Port Otago measures its business on an underlying profit basis and, for the 2023/24 year, the underlying result was NZ$34.4 million – up 7% on last year’s NZ$32.0 million. The company has paid an annual dividend of NZ$16.0 million to its shareholder, the Otago Regional Council (ORC).

The equity ratio was 78% on 30 June 2024, comfortably within the Statement of Corporate Intent range of 70% to 85%.

269,000 TEU

Port Otago Chair Tim Gibson presented the financial results to the ORC, emphasizing that the Board is delighted with the result, which includes record seasons for both the container and cruise businesses.

“It’s great our container business contributed to the bottom line this year. Our Port Chalmers terminal handled a record 269,000 TEU, which included 104,000 transships units. This total throughput was 44% higher than last season. To manage the additional volume, 16 new Cargo Handlers were recruited and joined our kaimahi [staff] in the second half of the season. A big thank you to our existing Operations team who stepped up to keep the wheels turning in the meantime.”

Gibson says the other particularly noteworthy element of this year’s result is a NZ$47 million investment into developing port and property assets. “We did this without increasing our borrowing and while continuing to meet our dividend commitment to the ORC. In the future, we will continue investing to remain resilient and profitable.

“We know what’s coming and that is the increasingly severe impacts of climate change on our coast and the need to reduce our carbon emissions. Proactively investing in mitigating these risks and accommodating future shipping demands is not a ‘nice to have’. It is essential.”

Operating expenses up

Group revenue was significantly up on last year – NZ$133 million, compared to NZ$111.3 million. Operating expenses were up 12%, largely due to increased wages associated with a new shift model introduced to handle the increased container throughput.

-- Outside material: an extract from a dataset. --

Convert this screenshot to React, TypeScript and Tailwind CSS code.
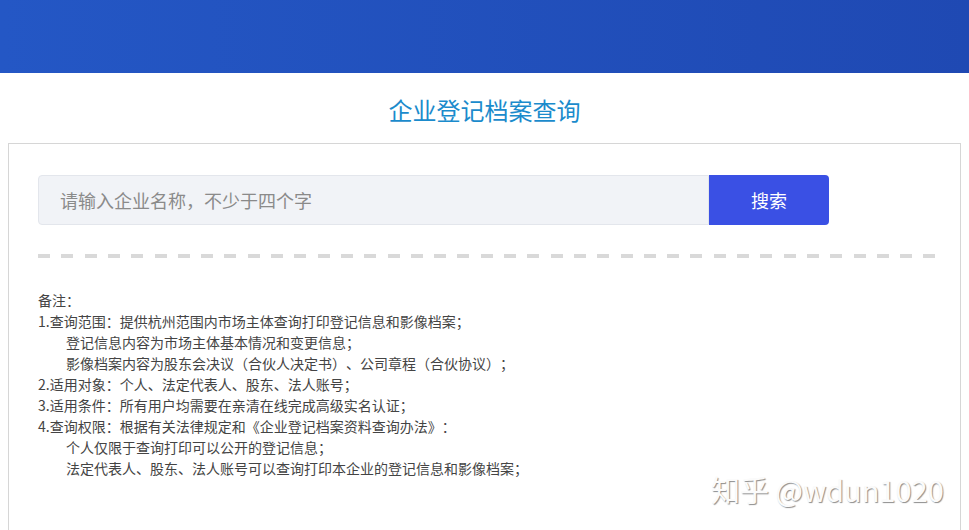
export default function App() {
  const notes: { text: string; indent?: boolean }[] = [
    { text: "备注：" },
    { text: "1.查询范围：提供杭州范围内市场主体查询打印登记信息和影像档案；" },
    { text: "登记信息内容为市场主体基本情况和变更信息；", indent: true },
    { text: "影像档案内容为股东会决议（合伙人决定书）、公司章程（合伙协议）；", indent: true },
    { text: "2.适用对象：个人、法定代表人、股东、法人账号；" },
    { text: "3.适用条件：所有用户均需要在亲清在线完成高级实名认证；" },
    { text: "4.查询权限：根据有关法律规定和《企业登记档案资料查询办法》：" },
    { text: "个人仅限于查询打印可以公开的登记信息；", indent: true },
    { text: "法定代表人、股东、法人账号可以查询打印本企业的登记信息和影像档案；", indent: true },
  ];

  return (
    <div className="relative h-[530px] w-[969px] overflow-hidden bg-white font-['Noto_Sans_CJK_SC',sans-serif] [text-spacing-trim:space-all]">
      <div className="h-[73px] bg-gradient-to-r from-[#2457c5] to-[#1f49b3]" />

      <h1 className="flex h-[70px] items-center justify-center pt-[3px] text-[24px] text-[#1b8bcc]">
        企业登记档案查询
      </h1>

      <div className="mx-[8px] h-[400px] border border-[#d6d6d6] px-[29px] pt-[31px]">
        <div className="flex">
          <div className="flex h-[50px] w-[671px] items-center rounded-l-[4px] border border-[#e3e6ec] bg-[#f1f3f7] pl-[21px] text-[18px] text-[#8a8a8a]">
            请输入企业名称，不少于四个字
          </div>
          <button className="h-[50px] w-[120px] rounded-r-[4px] bg-[#3a50e4] text-[18px] text-white">
            搜索
          </button>
        </div>

        <div className="mt-[29px] h-[4px] w-[902px] bg-[repeating-linear-gradient(90deg,#d9d9d9_0_12px,transparent_12px_23.3px)]" />

        <div className="mt-[32px] text-[14px] leading-[21px] text-[#444]">
          {notes.map((n, i) => (
            <div key={i} className={n.indent ? "pl-[28px]" : ""}>
              {n.text}
            </div>
          ))}
        </div>
      </div>

      <div className="absolute left-[711px] top-[470px] text-[29px] leading-[38px] text-[#fbfbfb] [text-shadow:1px_1px_1px_rgba(0,0,0,0.45)]">
        知乎 @wdun1020
      </div>
    </div>
  );
}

Bulk cargo volumes were down marginally to 1.70 million tonnes, compared to 1.77 million tonnes last year. Log export volumes remained consistent at 1.0 million tonnes.

While challenging economic conditions and increasing costs of construction slowed demand for new warehouses, two new builds were completed in Te Rapa Gateway during the year and a further two are currently under construction.

Three significant projects were delivered during the year. The Port Chalmers 1890s wooden Cross Wharf was rebuilt for NZ$8.3 million. It was the final element to complete the company’s fit-for-purpose wharf infrastructure. The Marine team welcomed the NZ$3.4m Te Rauone pilot boat to the fleet. Additionally, the Operations team opened a new container depot at Ravensbourne to provide additional capacity for customers and shipping partners.

Outlook

Looking ahead, tougher economic conditions will continue to challenge the region’s economy, Gibson says. “We expect export volumes to reduce as some sectors struggle to pass on increased costs, and imports to stay at low levels. We do know that there will be 20% fewer cruise ships calling this season, as cruise lines reposition vessels to higher-yielding markets offshore. We are engaged with cruise lines, to win back business in the medium term.

“At an operational level, there is significant activity, including replacing ageing railway infrastructure and upgrading the cruise terminal at Port Chalmers. We are also investing in strengthening the Aramoana Mole. All of these activities are critical for the business to be always open.”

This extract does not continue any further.